Shower Head & Switch

Shower Head & Switch

A shower nozzle  with a suction cup holder for  a side window attachment, and…(drum roll please) a 12-volt water pump with a cigarette lighter plug.  Before this gadget, I used gravity by placing the hot water bag/shower on the roof or opened back door of the van. I will still use that system too, but after sticking the water pump in a bucket of hot water and turning on the nozzle, this outdoor shower is second to none. Interested readers can contact me. I’ll look more into the manufacturer’s address or maybe you can order directly from Mitre 10 in NZ.

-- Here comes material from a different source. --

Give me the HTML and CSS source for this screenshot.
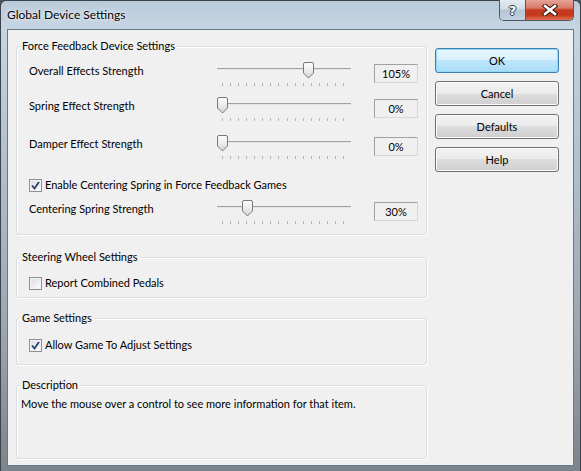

About the toilet. When I give people a tour of my van, I present my toilet by taking them around to the side of the van, slide open the door and see here’s the toilet. They’re left looking at a classic orange trowel and a roll of toilet paper in two *plastic bags. (*More on backcountry/vagabond hygiene and leave-no-trace practices in another article)

Portable Toilet

Portable Toilet

This system of catholes, (or poop and carry), saves hauling a portalet, driving around with wastewater and dumping sewage. Of course we can’t have middle America pooping at every field they see, or can we? It certainly doesn’t work in National Parks, and I obviously advocate this as a back up to public toilets, when nothing else is on the horizon. But for earth’s sake, leave the motorhome at the junkyard!